>>
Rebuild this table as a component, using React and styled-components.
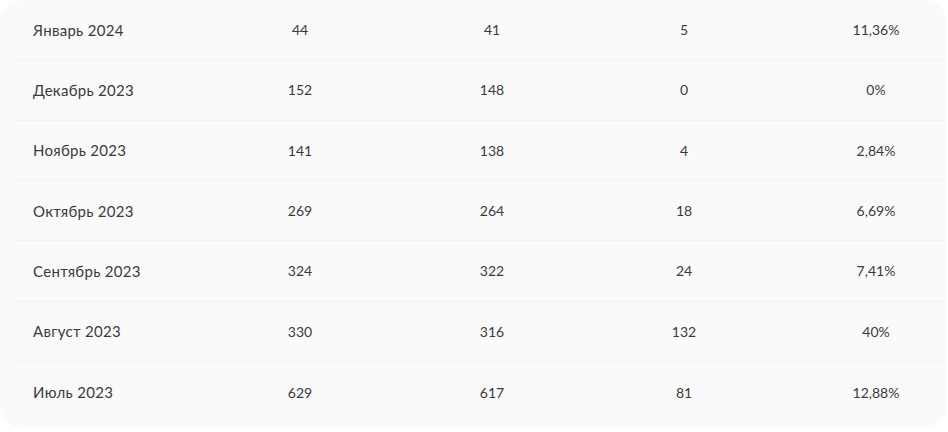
import React from 'react';
import styled, { createGlobalStyle } from 'styled-components';

const GlobalStyle = createGlobalStyle`
  body {
    margin: 0;
    background: #ffffff;
    font-family: Lato, "Noto Sans", sans-serif;
  }
`;

const Card = styled.div`
  width: 946px;
  height: 428px;
  background: #fafafa;
  border-radius: 22px;
  overflow: hidden;
  padding-left: 12px;
  box-sizing: border-box;
`;

const Table = styled.div`
  width: 960px;
  display: flex;
  flex-direction: column;
`;

const Row = styled.div`
  display: grid;
  grid-template-columns: repeat(5, 192px);
  align-items: center;
  height: 60.33px;
  box-sizing: border-box;
  border-bottom: ${(p) => (p.last ? 'none' : '1px solid #f2f2f2')};
`;

const Cell = styled.div`
  font-size: 14px;
  color: #3a3a3a;
  text-align: center;
`;

const MonthCell = styled(Cell)`
  font-size: 15px;
  letter-spacing: 0.3px;
  text-align: left;
  padding-left: 21px;
`;

const rows = [
  ['Январь 2024', '44', '41', '5', '11,36%'],
  ['Декабрь 2023', '152', '148', '0', '0%'],
  ['Ноябрь 2023', '141', '138', '4', '2,84%'],
  ['Октябрь 2023', '269', '264', '18', '6,69%'],
  ['Сентябрь 2023', '324', '322', '24', '7,41%'],
  ['Август 2023', '330', '316', '132', '40%'],
  ['Июль 2023', '629', '617', '81', '12,88%'],
];

const App = () => (
  <>
    <GlobalStyle />
    <Card>
      <Table>
        {rows.map(([month, ...nums], i) => (
          <Row key={month} last={i === rows.length - 1}>
            <MonthCell>{month}</MonthCell>
            {nums.map((v, j) => (
              <Cell key={j}>{v}</Cell>
            ))}
          </Row>
        ))}
      </Table>
    </Card>
  </>
);

export default App;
<<
Each line of the data should be quoted exactly, with pictures left out.

* [Response to this task]
Rebuild this table as a component, using React and styled-components.
import React from 'react';
import styled, { createGlobalStyle } from 'styled-components';

const GlobalStyle = createGlobalStyle`
  body {
    margin: 0;
    background: #ffffff;
    font-family: Lato, "Noto Sans", sans-serif;
  }
`;

const Card = styled.div`
  width: 946px;
  height: 428px;
  background: #fafafa;
  border-radius: 22px;
  overflow: hidden;
  padding-left: 12px;
  box-sizing: border-box;
`;

const Table = styled.div`
  width: 960px;
  display: flex;
  flex-direction: column;
`;

const Row = styled.div`
  display: grid;
  grid-template-columns: repeat(5, 192px);
  align-items: center;
  height: 60.33px;
  box-sizing: border-box;
  border-bottom: ${(p) => (p.last ? 'none' : '1px solid #f2f2f2')};
`;

const Cell = styled.div`
  font-size: 14px;
  color: #3a3a3a;
  text-align: center;
`;

const MonthCell = styled(Cell)`
  font-size: 15px;
  letter-spacing: 0.3px;
  text-align: left;
  padding-left: 21px;
`;

const rows = [
  ['Январь 2024', '44', '41', '5', '11,36%'],
  ['Декабрь 2023', '152', '148', '0', '0%'],
  ['Ноябрь 2023', '141', '138', '4', '2,84%'],
  ['Октябрь 2023', '269', '264', '18', '6,69%'],
  ['Сентябрь 2023', '324', '322', '24', '7,41%'],
  ['Август 2023', '330', '316', '132', '40%'],
  ['Июль 2023', '629', '617', '81', '12,88%'],
];

const App = () => (
  <>
    <GlobalStyle />
    <Card>
      <Table>
        {rows.map(([month, ...nums], i) => (
          <Row key={month} last={i === rows.length - 1}>
            <MonthCell>{month}</MonthCell>
            {nums.map((v, j) => (
              <Cell key={j}>{v}</Cell>
            ))}
          </Row>
        ))}
      </Table>
    </Card>
  </>
);

export default App;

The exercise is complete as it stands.